- SHORT TASK
Select and reproduce each line of the listing below that bears the string "page".

- RECORDS SUPPLIED
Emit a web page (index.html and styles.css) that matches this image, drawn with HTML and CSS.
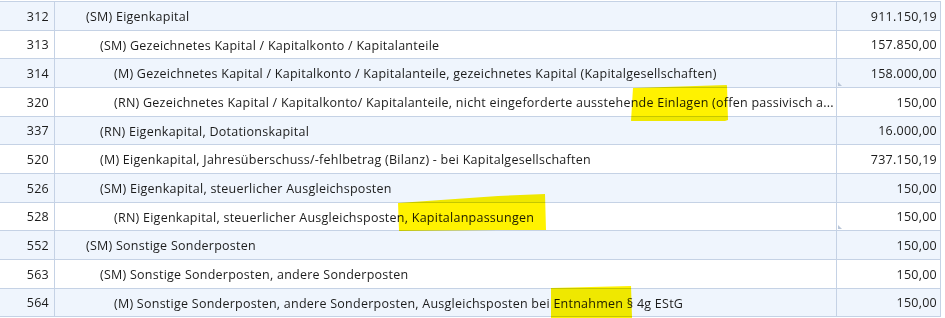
FILE: index.html
```html
<!DOCTYPE html>
<html lang="de">
<head>
<meta charset="utf-8">
<link rel="stylesheet" href="styles.css">
</head>
<body>
<div class="sheet">
  <div class="grid">
    <div class="row alt"><div class="num">312</div><div class="desc l0">(SM) Eigenkapital</div><div class="amt">911.150,19</div></div>
    <div class="row"><div class="num">313</div><div class="desc l1">(SM) Gezeichnetes Kapital / Kapitalkonto / Kapitalanteile</div><div class="amt">157.850,00</div></div>
    <div class="row alt"><div class="num">314</div><div class="desc l2">(M) Gezeichnetes Kapital / Kapitalkonto / Kapitalanteile, gezeichnetes Kapital (Kapitalgesellschaften)</div><div class="amt mark">158.000,00</div></div>
    <div class="row"><div class="num">320</div><div class="desc l2">(RN) Gezeichnetes Kapital / Kapitalkonto/ Kapitalanteile, nicht eingeforderte ausstehende Einlagen (offen passivisch a...</div><div class="amt">150,00</div></div>
    <div class="row alt"><div class="num">337</div><div class="desc l1">(RN) Eigenkapital, Dotationskapital</div><div class="amt">16.000,00</div></div>
    <div class="row"><div class="num">520</div><div class="desc l1">(M) Eigenkapital, Jahresüberschuss/-fehlbetrag (Bilanz) - bei Kapitalgesellschaften</div><div class="amt">737.150,19</div></div>
    <div class="row alt"><div class="num">526</div><div class="desc l1">(SM) Eigenkapital, steuerlicher Ausgleichsposten</div><div class="amt">150,00</div></div>
    <div class="row"><div class="num">528</div><div class="desc l2">(RN) Eigenkapital, steuerlicher Ausgleichsposten, Kapitalanpassungen</div><div class="amt mark">150,00</div></div>
    <div class="row alt"><div class="num">552</div><div class="desc l0">(SM) Sonstige Sonderposten</div><div class="amt">150,00</div></div>
    <div class="row"><div class="num">563</div><div class="desc l1">(SM) Sonstige Sonderposten, andere Sonderposten</div><div class="amt">150,00</div></div>
    <div class="row alt"><div class="num">564</div><div class="desc l2">(M) Sonstige Sonderposten, andere Sonderposten, Ausgleichsposten bei Entnahmen § 4g EStG</div><div class="amt">150,00</div></div>
  </div>
  <div class="marker m1"></div>
  <div class="marker m2"></div>
  <div class="marker m3"></div>
</div>
</body>
</html>
```

FILE: styles.css
```css
html, body {
  margin: 0;
  padding: 0;
  background: #ffffff;
  overflow: hidden;
}

.sheet {
  position: relative;
  width: 945px;
  height: 318px;
  overflow: hidden;
  padding-top: 1px;
  box-sizing: border-box;
  font-family: "Open Sans", "Noto Sans", sans-serif;
  font-size: 12.5px;
  letter-spacing: 0.25px;
  color: #1c1c1c;
}

.grid {
  width: 941px;
  border-top: 1px solid #c5d2e5;
}

.row {
  display: grid;
  grid-template-columns: 55px 782px 104px;
  height: 28.67px;
  box-sizing: border-box;
  border-bottom: 1px solid #c5d2e5;
  background: #ffffff;
}

.row.alt {
  background: #eff5fd;
}

.row > div {
  display: flex;
  align-items: center;
  white-space: nowrap;
  overflow: hidden;
  border-right: 1px solid #c5d2e5;
  box-sizing: border-box;
  padding-top: 1px;
}

.num {
  justify-content: flex-end;
  padding-right: 5px;
}

.desc {
  display: block !important;
  line-height: 27px;
  padding-right: 2px;
}

.desc.l0 { padding-left: 31px; }
.desc.l1 { padding-left: 45px; }
.desc.l2 { padding-left: 59px; }

.amt {
  justify-content: flex-end;
  padding-right: 3px;
  position: relative;
}

.amt.mark::after {
  content: "";
  position: absolute;
  left: 1px;
  bottom: 1px;
  width: 0;
  height: 0;
  border-left: 4px solid #b9c6d8;
  border-top: 4px solid transparent;
}

.marker {
  position: absolute;
  background: #fff200;
  mix-blend-mode: multiply;
}

.m1 {
  left: 631px;
  top: 85px;
  width: 97px;
  height: 37px;
  clip-path: polygon(2px 3px, 96px 0, 97px 35px, 94px 36px, 0 36px);
  border-radius: 2px;
}

.m2 {
  left: 398px;
  top: 194px;
  width: 148px;
  height: 38px;
  clip-path: polygon(0 9px, 100px 2px, 147px 0, 148px 36px, 100px 36px, 1px 37px);
}

.m3 {
  left: 551px;
  top: 286px;
  width: 81px;
  height: 32px;
  clip-path: polygon(0 2px, 80px 0, 81px 32px, 0 32px);
}
```
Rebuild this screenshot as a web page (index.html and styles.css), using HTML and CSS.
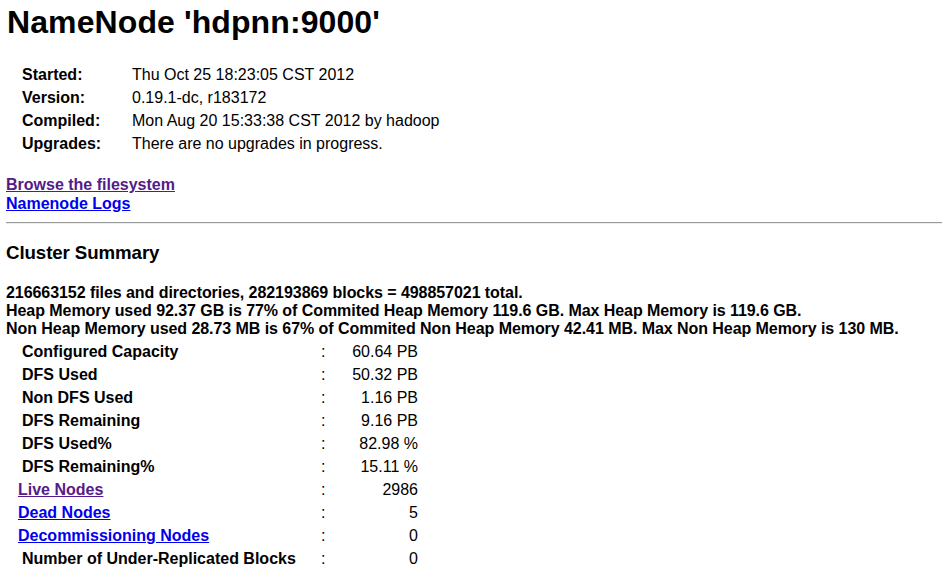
FILE: index.html
```html
<!DOCTYPE html>
<html>
<head>
<meta charset="utf-8">
<title>Hadoop NameNode hdpnn:9000</title>
<link rel="stylesheet" href="styles.css">
</head>
<body>
<div class="page">
  <h1 class="title">NameNode 'hdpnn:9000'</h1>

  <div class="info">
    <div class="info-label">Started:</div><div class="info-value">Thu Oct 25 18:23:05 CST 2012</div>
    <div class="info-label">Version:</div><div class="info-value">0.19.1-dc, r183172</div>
    <div class="info-label">Compiled:</div><div class="info-value">Mon Aug 20 15:33:38 CST 2012 by hadoop</div>
    <div class="info-label">Upgrades:</div><div class="info-value">There are no upgrades in progress.</div>
  </div>

  <div class="links">
    <a class="visited" href="#browse">Browse the filesystem</a>
    <a class="link" href="#logs">Namenode Logs</a>
  </div>

  <hr class="rule">

  <h3 class="section">Cluster Summary</h3>

  <div class="totals">
    <div>216663152 files and directories, 282193869 blocks = 498857021 total.</div>
    <div>Heap Memory used 92.37 GB is 77% of Commited Heap Memory 119.6 GB. Max Heap Memory is 119.6 GB.</div>
    <div>Non Heap Memory used 28.73 MB is 67% of Commited Non Heap Memory 42.41 MB. Max Non Heap Memory is 130 MB.</div>
  </div>

  <div class="summary">
    <div class="s-label">Configured Capacity</div><div class="s-colon">:</div><div class="s-value">60.64 PB</div>
    <div class="s-label">DFS Used</div><div class="s-colon">:</div><div class="s-value">50.32 PB</div>
    <div class="s-label">Non DFS Used</div><div class="s-colon">:</div><div class="s-value">1.16 PB</div>
    <div class="s-label">DFS Remaining</div><div class="s-colon">:</div><div class="s-value">9.16 PB</div>
    <div class="s-label">DFS Used%</div><div class="s-colon">:</div><div class="s-value">82.98 %</div>
    <div class="s-label">DFS Remaining%</div><div class="s-colon">:</div><div class="s-value">15.11 %</div>
    <div class="s-link"><a class="visited" href="#live">Live Nodes</a></div><div class="s-colon">:</div><div class="s-value">2986</div>
    <div class="s-link"><a class="link" href="#dead">Dead Nodes</a></div><div class="s-colon">:</div><div class="s-value">5</div>
    <div class="s-link"><a class="link" href="#decom">Decommissioning Nodes</a></div><div class="s-colon">:</div><div class="s-value">0</div>
    <div class="s-label">Number of Under-Replicated Blocks</div><div class="s-colon">:</div><div class="s-value">0</div>
  </div>
</div>
</body>
</html>
```
FILE: styles.css
```css
html, body {
  margin: 0;
  padding: 0;
  background: #ffffff;
}

body {
  font-family: "Liberation Sans", Arial, sans-serif;
  font-size: 16px;
  color: #000000;
}

.page {
  padding: 3px 0 0 5px;
}

.title {
  margin: 0 0 0 2px;
  font-size: 32px;
  line-height: 38px;
  font-weight: bold;
  letter-spacing: 0.1px;
}

.info {
  margin: 22px 0 0 13px;
  display: grid;
  grid-template-columns: 114px auto;
  grid-auto-rows: 23px;
  line-height: 23px;
}

.info-label {
  font-weight: bold;
  padding-left: 4px;
}

.info-value {
  white-space: nowrap;
}

.links {
  margin-top: 21px;
  padding-left: 1px;
  display: flex;
  flex-direction: column;
  align-items: flex-start;
  line-height: 18.5px;
  font-weight: bold;
}

.visited {
  color: #551a8b;
  text-decoration: underline;
}

.link {
  color: #0000ee;
  text-decoration: underline;
}

.rule {
  margin: 9px 0 0 1px;
  height: 0;
  border: 0;
  border-top: 1px solid #9a9a9a;
  border-bottom: 1px solid #eeeeee;
}

.section {
  margin: 17.5px 0 0 1px;
  font-size: 18.72px;
  line-height: 22px;
  font-weight: bold;
  letter-spacing: -0.1px;
}

.totals {
  margin-top: 20px;
  padding-left: 1px;
  font-weight: bold;
  line-height: 18.4px;
  white-space: nowrap;
  letter-spacing: -0.06px;
}

.summary {
  margin: 1.3px 0 0 13px;
  display: grid;
  grid-template-columns: 303px 19px 78px;
  grid-auto-rows: 23px;
  line-height: 23px;
  font-weight: bold;
  white-space: nowrap;
}

.s-label {
  padding-left: 4px;
}

.s-colon {
  font-weight: normal;
}

.s-value {
  font-weight: normal;
  text-align: right;
}
```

- RESPONSE
Emit a web page (index.html and styles.css) that matches this image, drawn with HTML and CSS.
Rebuild this screenshot as a web page (index.html and styles.css), using HTML and CSS.
<div class="page">
.page {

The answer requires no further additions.